IPython Parallel is a distributed computing framework from the IPython project. It uses a centralized hub to farm out jobs to several ipengine processes running on remote workers. It communicates over ZeroMQ sockets and centralizes communication through the central hub.

IPython Parallel has been around for a while and, while not particularly fancy, is quite stable and robust.

IPython Parallel offers parallel map and remote apply functions that route computations to remote workers

>>> view = Client(...)[:]
>>> results = view.map(func, sequence)
>>> result = view.apply(func, *args, **kwargs)
>>> future = view.apply_async(func, *args, **kwargs)

It also provides direct execution of code in the remote process and collection of data from the remote namespace.

>>> view.execute('x = 1 + 2')
>>> view['x']
[3, 3, 3, 3, 3, 3]

Brief Comparison

Distributed and IPython Parallel are similar in that they provide map and apply/submit abstractions over distributed worker processes running Python. Both manage the remote namespaces of those worker processes.

They are dissimilar in terms of their maturity, how worker nodes communicate to each other, and in the complexity of algorithms that they enable.

Distributed Advantages

The primary advantages of distributed over IPython Parallel include

Peer-to-peer communication between workers
Dynamic task scheduling

Distributed workers share data in a peer-to-peer fashion, without having to send intermediate results through a central bottleneck. This allows distributed to be more effective for more complex algorithms and to manage larger datasets in a more natural manner. IPython Parallel does not provide a mechanism for workers to communicate with each other, except by using the central node as an intermediary for data transfer or by relying on some other medium, like a shared file system. Data transfer through the central node can easily become a bottleneck and so IPython Parallel has been mostly helpful in embarrassingly parallel work (the bulk of applications) but has not been used extensively for more sophisticated algorithms that require non-trivial communication patterns.

The distributed client includes a dynamic task scheduler capable of managing deep data dependencies between tasks. The IPython Parallel docs include a recipe for executing task graphs with data dependencies. This same idea is core to all of distributed, which uses a dynamic task scheduler for all operations. Notably, distributed.Future objects can be used within submit/map/get calls before they have completed.

>>> x = client.submit(f, 1)  # returns a future
>>> y = client.submit(f, 2)  # returns a future
>>> z = client.submit(add, x, y)  # consumes futures

The ability to use futures cheaply within submit and map methods enables the construction of very sophisticated data pipelines with simple code. Additionally, distributed can serve as a full dask task scheduler, enabling support for distributed arrays, dataframes, machine learning pipelines, and any other application built on dask graphs. The dynamic task schedulers within distributed are adapted from the dask task schedulers and so are fairly sophisticated/efficient.
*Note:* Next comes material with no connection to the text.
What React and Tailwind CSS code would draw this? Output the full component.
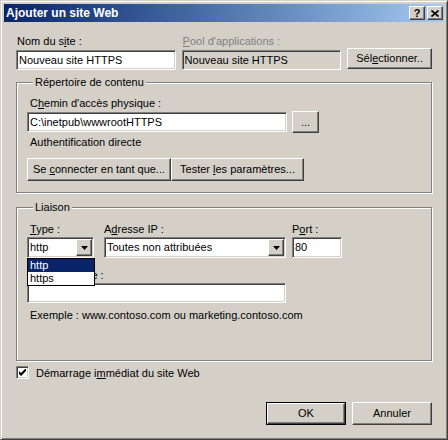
const raised =
  "bg-[#d4d0c8] border border-t-white border-l-white border-r-[#404040] border-b-[#404040] shadow-[inset_-1px_-1px_0_#808080]";
const sunken =
  "border border-t-[#808080] border-l-[#808080] border-r-white border-b-white shadow-[inset_1px_1px_0_#404040,inset_-1px_-1px_0_#d4d0c8]";
const etched = "border border-[#808080] shadow-[inset_1px_1px_0_#fff,1px_1px_0_#fff]";

const Label = ({ children, className = "" }) => (
  <div className={`h-[13px] leading-[13px] whitespace-nowrap ${className}`}>{children}</div>
);

const TextBox = ({ value = "", className = "", disabled = false }) => (
  <div
    className={`${sunken} ${disabled ? "bg-[#d4d0c8]" : "bg-white"} h-[20px] flex items-center pl-[2px] leading-[13px] whitespace-nowrap overflow-hidden ${className}`}
  >
    <span>{value}</span>
  </div>
);

// text wrapped in a span so the spaces around <u> survive the flex layout
const Button = ({ children, className = "" }) => (
  <div className={`${raised} flex items-center justify-center leading-[13px] whitespace-nowrap ${className}`}>
    <span>{children}</span>
  </div>
);

const Arrow = () => (
  <svg width="7" height="4" viewBox="0 0 7 4">
    <path d="M0 0h7L3.5 4z" fill="#000" />
  </svg>
);

const Select = ({ value, className = "" }) => (
  <div className={`${sunken} bg-white h-[21px] p-[1px] flex ${className}`}>
    <div className="flex-1 flex items-center pl-[1px] leading-[13px] whitespace-nowrap overflow-hidden">{value}</div>
    <div className={`${raised} w-[16px] flex items-center justify-center`}>
      <Arrow />
    </div>
  </div>
);

const Group = ({ title, children, className = "" }) => (
  <fieldset className={`${etched} px-[10px] ${className}`}>
    <legend className="ml-[6px] px-[2px] h-[13px] leading-[13px] bg-[#d4d0c8]">{title}</legend>
    {children}
  </fieldset>
);

export default function App() {
  return (
    <div className="w-[448px] h-[440px] bg-[#d4d0c8] border border-t-[#d4d0c8] border-l-[#d4d0c8] border-r-[#404040] border-b-[#404040] shadow-[inset_1px_1px_0_#fff,inset_-1px_-1px_0_#808080] p-[3px] flex flex-col text-[11px] text-black font-['Liberation_Sans',Arial,sans-serif]">
      {/* title bar */}
      <div className="h-[18px] bg-linear-to-r from-[#0a246a] to-[#a6caf0] flex items-center pl-[2px] pr-[1px]">
        <span className="flex-1 text-white font-bold text-[12px] leading-[14px]">Ajouter un site Web</span>
        <div className={`${raised} w-[16px] h-[14px] flex items-center justify-center font-bold text-[11px] leading-[11px]`}>
          ?
        </div>
        <div className={`${raised} w-[16px] h-[14px] ml-[2px] flex items-center justify-center`}>
          <svg width="8" height="7" viewBox="0 0 8 7">
            <path d="M0.5 0.5l7 6M7.5 0.5l-7 6" stroke="#000" strokeWidth="1.6" />
          </svg>
        </div>
      </div>

      <div className="px-[12px] flex flex-col flex-1">
        {/* site name row */}
        <div className="mt-[13px] flex items-end">
          <div className="w-[160px]">
            <Label className="pl-[1px]">
              Nom du s<u>i</u>te :
            </Label>
            <TextBox value="Nouveau site HTTPS" className="mt-[2px]" />
          </div>
          <div className="w-[160px] ml-[6px]">
            <Label className="pl-[1px] text-[#808080]">
              <u>P</u>ool d'applications :
            </Label>
            <TextBox value="Nouveau site HTTPS" className="mt-[2px]" disabled />
          </div>
          <Button className="w-[85px] h-[21px] ml-[6px] mb-[1px]">
            Sél<u>e</u>ctionner..
          </Button>
        </div>

        {/* content directory */}
        <Group title="Répertoire de contenu" className="mt-[6px] pb-[11px]">
          <Label className="mt-[8px] pl-[3px]">
            C<u>h</u>emin d'accès physique :
          </Label>
          <div className="mt-[1px] flex items-center">
            <TextBox value="C:\inetpub\wwwrootHTTPS" className="w-[260px]" />
            <Button className="w-[27px] h-[22px] ml-[5px]">...</Button>
          </div>
          <Label className="mt-[3px] pl-[3px]">Authentification directe</Label>
          <div className="mt-[9px] flex">
            <Button className="w-[144px] h-[23px]">
              Se <u>c</u>onnecter en tant que...
            </Button>
            <Button className="w-[133px] h-[23px]">
              Tester <u>l</u>es paramètres...
            </Button>
          </div>
        </Group>

        {/* binding */}
        <Group title="Liaison" className="mt-[8px] pb-[38px]">
          <div className="mt-[9px] flex">
            <div className="relative w-[67px]">
              <Label className="pl-[3px]">
                <u>T</u>ype :
              </Label>
              <Select value="http" className="mt-[1px]" />
              <div className="absolute left-0 top-[35px] w-[68px] border border-black bg-white z-10">
                <div className="h-[13px] leading-[13px] pl-[2px] bg-[#0a246a] text-white">http</div>
                <div className="h-[13px] leading-[13px] pl-[2px]">https</div>
              </div>
            </div>
            <div className="w-[182px] ml-[10px]">
              <Label>
                A<u>d</u>resse IP :
              </Label>
              <Select value="Toutes non attribuées" className="mt-[1px]" />
            </div>
            <div className="w-[50px] ml-[6px]">
              <Label>
                P<u>o</u>rt :
              </Label>
              <TextBox value="80" className="mt-[1px] h-[21px]" />
            </div>
          </div>
          <Label className="mt-[11px] pl-[3px]">
            <u>N</u>om de l'hôte :
          </Label>
          <TextBox className="mt-[1px] w-[259px]" />
          <Label className="mt-[6px] pl-[3px]">Exemple : www.contoso.com ou marketing.contoso.com</Label>
        </Group>

        {/* start checkbox */}
        <div className="mt-[5px] flex items-start">
          <div className={`${sunken} bg-white w-[13px] h-[13px] flex items-center justify-center`}>
            <svg width="7" height="7" viewBox="0 0 7 7">
              <path d="M0 2v3l2 2l5-5V-1L2 4z" fill="#000" />
            </svg>
          </div>
          <Label className="ml-[7px] mt-[1px]">
            Démarrage i<u>m</u>médiat du site Web
          </Label>
        </div>

        {/* dialog buttons */}
        <div className="mt-[22px] flex justify-end">
          <div className="border border-black">
            <Button className="w-[78px] h-[21px]">OK</Button>
          </div>
          <Button className="w-[80px] h-[23px] ml-[6px]">Annuler</Button>
        </div>
      </div>
    </div>
  );
}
IPython Parallel Advantages

IPython Parallel has the following advantages over distributed

Maturity: IPython Parallel has been around for a while.
Explicit control over the worker processes: IPython Parallel allows you to execute arbitrary statements on the workers, allowing it to serve in system administration tasks.
Deployment help: IPython Parallel has mechanisms built-in to aid deployment on SGE, MPI, etc.. Distributed does not have any such sugar, though is fairly simple to set up by hand.
Various other advantages: Over the years IPython Parallel has accrued a variety of helpful features like IPython interaction magics, @parallel decorators, etc..

concurrent.futures#

The distributed.Client API is modeled after concurrent.futures and PEP 3148. It has a few notable differences:

distributed accepts Future objects within calls to submit/map. When chaining computations, it is preferable to submit Future objects directly rather than wait on them before submission.
The map() method returns Future objects, not concrete results. The map() method returns immediately.
Despite sharing a similar API, distributed Future objects cannot always be substituted for concurrent.futures.Future objects, especially when using wait() or as_completed().
Distributed generally does not support callbacks.

If you need full compatibility with the concurrent.futures.Executor API, use the object returned by the get_executor() method.